Set task
Give every line of the data again, unchanged, but with no pictures.

Given data

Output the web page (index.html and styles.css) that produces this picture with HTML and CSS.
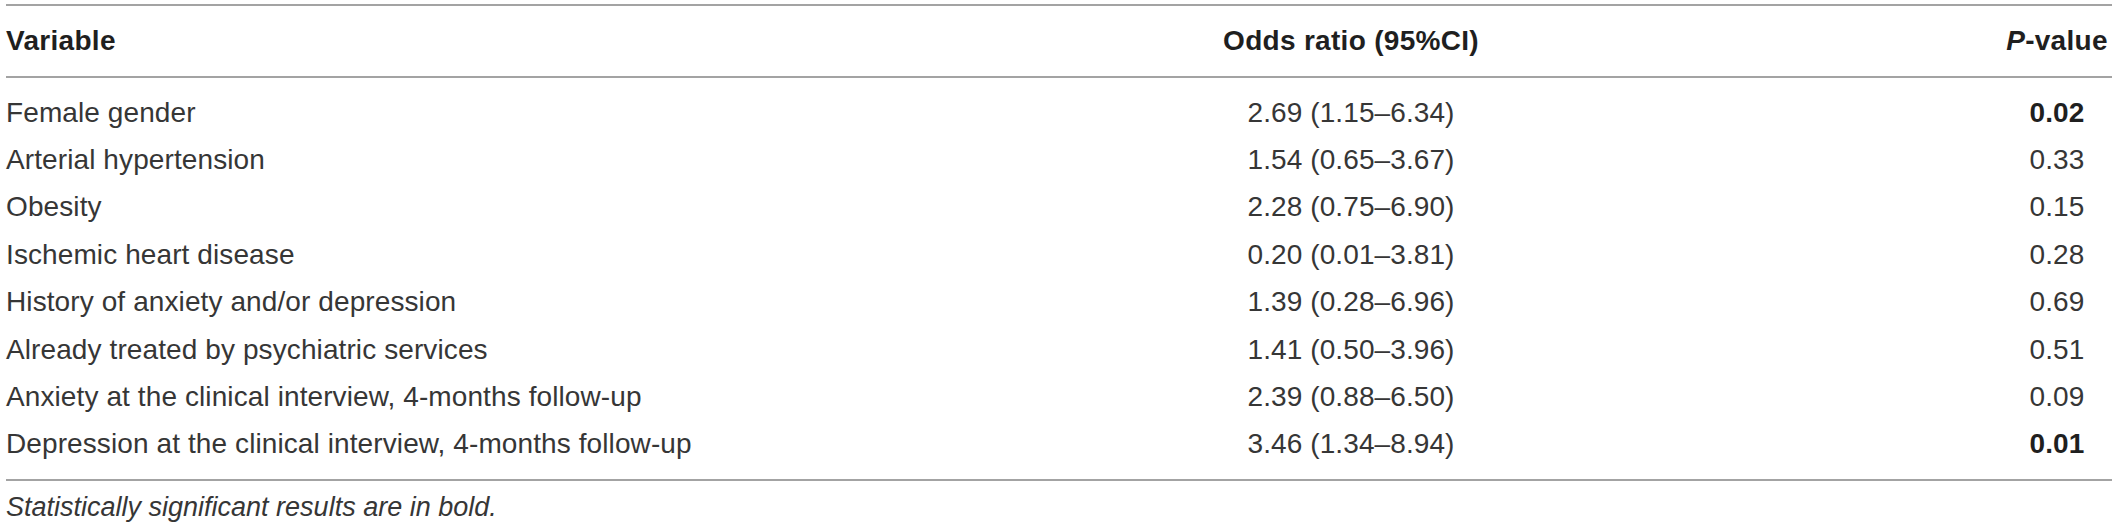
FILE: index.html
```html
<!DOCTYPE html>
<html lang="en">
<head>
<meta charset="utf-8">
<title>Odds ratio table</title>
<link rel="stylesheet" href="styles.css">
</head>
<body>
<div class="wrap">
  <table class="data">
    <colgroup>
      <col class="c-var">
      <col class="c-or">
      <col class="c-p">
    </colgroup>
    <thead>
      <tr>
        <th class="left">Variable</th>
        <th>Odds ratio (95%CI)</th>
        <th><i>P</i>-value</th>
      </tr>
    </thead>
    <tbody>
      <tr><td class="left">Female gender</td><td>2.69 (1.15–6.34)</td><td><b>0.02</b></td></tr>
      <tr><td class="left">Arterial hypertension</td><td>1.54 (0.65–3.67)</td><td>0.33</td></tr>
      <tr><td class="left">Obesity</td><td>2.28 (0.75–6.90)</td><td>0.15</td></tr>
      <tr><td class="left">Ischemic heart disease</td><td>0.20 (0.01–3.81)</td><td>0.28</td></tr>
      <tr><td class="left">History of anxiety and/or depression</td><td>1.39 (0.28–6.96)</td><td>0.69</td></tr>
      <tr><td class="left">Already treated by psychiatric services</td><td>1.41 (0.50–3.96)</td><td>0.51</td></tr>
      <tr><td class="left">Anxiety at the clinical interview, 4-months follow-up</td><td>2.39 (0.88–6.50)</td><td>0.09</td></tr>
      <tr><td class="left">Depression at the clinical interview, 4-months follow-up</td><td>3.46 (1.34–8.94)</td><td><b>0.01</b></td></tr>
    </tbody>
  </table>
  <p class="note">Statistically significant results are in bold.</p>
</div>
</body>
</html>
```
FILE: styles.css
```css
html, body {
  margin: 0;
  padding: 0;
  background: #ffffff;
}

body {
  font-family: "Liberation Sans", Arial, Helvetica, sans-serif;
  font-size: 28px;
  color: #363636;
}

.wrap {
  padding: 4px 0 0 6px;
  width: 2106px;
}

.data {
  width: 2106px;
  table-layout: fixed;
  border-collapse: collapse;
  border-spacing: 0;
}

.c-var { width: 694px; }
.c-or { width: 1302px; }
.c-p { width: 110px; }

.data th,
.data td {
  padding: 0;
  text-align: center;
  white-space: nowrap;
  vertical-align: middle;
}

.data .left {
  text-align: left;
}

.data thead tr {
  border-top: 2px solid #a3a3a3;
  border-bottom: 2px solid #a3a3a3;
}

.data th {
  height: 70px;
  font-weight: bold;
  color: #1f1f1f;
  letter-spacing: 0.3px;
  line-height: 32px;
}

.data td {
  height: 47.4px;
  line-height: 32px;
  letter-spacing: 0.1px;
}

.data tbody tr:first-child td {
  padding-top: 11px;
}

.data tbody tr:last-child td {
  padding-bottom: 11px;
}

.data tbody {
  border-bottom: 2px solid #a3a3a3;
}

.data b {
  color: #1f1f1f;
}

.note {
  margin: 10px 0 0 0;
  font-size: 27px;
  font-style: italic;
  line-height: 32px;
}
```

Task result
Output the web page (index.html and styles.css) that produces this picture with HTML and CSS.
FILE: index.html
```html
<!DOCTYPE html>
<html lang="en">
<head>
<meta charset="utf-8">
<title>Odds ratio table</title>
<link rel="stylesheet" href="styles.css">
</head>
<body>
<div class="wrap">
  <table class="data">
    <colgroup>
      <col class="c-var">
      <col class="c-or">
      <col class="c-p">
    </colgroup>
    <thead>
      <tr>
        <th class="left">Variable</th>
        <th>Odds ratio (95%CI)</th>
        <th><i>P</i>-value</th>
      </tr>
    </thead>
    <tbody>
      <tr><td class="left">Female gender</td><td>2.69 (1.15–6.34)</td><td><b>0.02</b></td></tr>
      <tr><td class="left">Arterial hypertension</td><td>1.54 (0.65–3.67)</td><td>0.33</td></tr>
      <tr><td class="left">Obesity</td><td>2.28 (0.75–6.90)</td><td>0.15</td></tr>
      <tr><td class="left">Ischemic heart disease</td><td>0.20 (0.01–3.81)</td><td>0.28</td></tr>
      <tr><td class="left">History of anxiety and/or depression</td><td>1.39 (0.28–6.96)</td><td>0.69</td></tr>
      <tr><td class="left">Already treated by psychiatric services</td><td>1.41 (0.50–3.96)</td><td>0.51</td></tr>
      <tr><td class="left">Anxiety at the clinical interview, 4-months follow-up</td><td>2.39 (0.88–6.50)</td><td>0.09</td></tr>
      <tr><td class="left">Depression at the clinical interview, 4-months follow-up</td><td>3.46 (1.34–8.94)</td><td><b>0.01</b></td></tr>
    </tbody>
  </table>
  <p class="note">Statistically significant results are in bold.</p>
</div>
</body>
</html>
```
FILE: styles.css
```css
html, body {
  margin: 0;
  padding: 0;
  background: #ffffff;
}

body {
  font-family: "Liberation Sans", Arial, Helvetica, sans-serif;
  font-size: 28px;
  color: #363636;
}

.wrap {
  padding: 4px 0 0 6px;
  width: 2106px;
}

.data {
  width: 2106px;
  table-layout: fixed;
  border-collapse: collapse;
  border-spacing: 0;
}

.c-var { width: 694px; }
.c-or { width: 1302px; }
.c-p { width: 110px; }

.data th,
.data td {
  padding: 0;
  text-align: center;
  white-space: nowrap;
  vertical-align: middle;
}

.data .left {
  text-align: left;
}

.data thead tr {
  border-top: 2px solid #a3a3a3;
  border-bottom: 2px solid #a3a3a3;
}

.data th {
  height: 70px;
  font-weight: bold;
  color: #1f1f1f;
  letter-spacing: 0.3px;
  line-height: 32px;
}

.data td {
  height: 47.4px;
  line-height: 32px;
  letter-spacing: 0.1px;
}

.data tbody tr:first-child td {
  padding-top: 11px;
}

.data tbody tr:last-child td {
  padding-bottom: 11px;
}

.data tbody {
  border-bottom: 2px solid #a3a3a3;
}

.data b {
  color: #1f1f1f;
}

.note {
  margin: 10px 0 0 0;
  font-size: 27px;
  font-style: italic;
  line-height: 32px;
}
```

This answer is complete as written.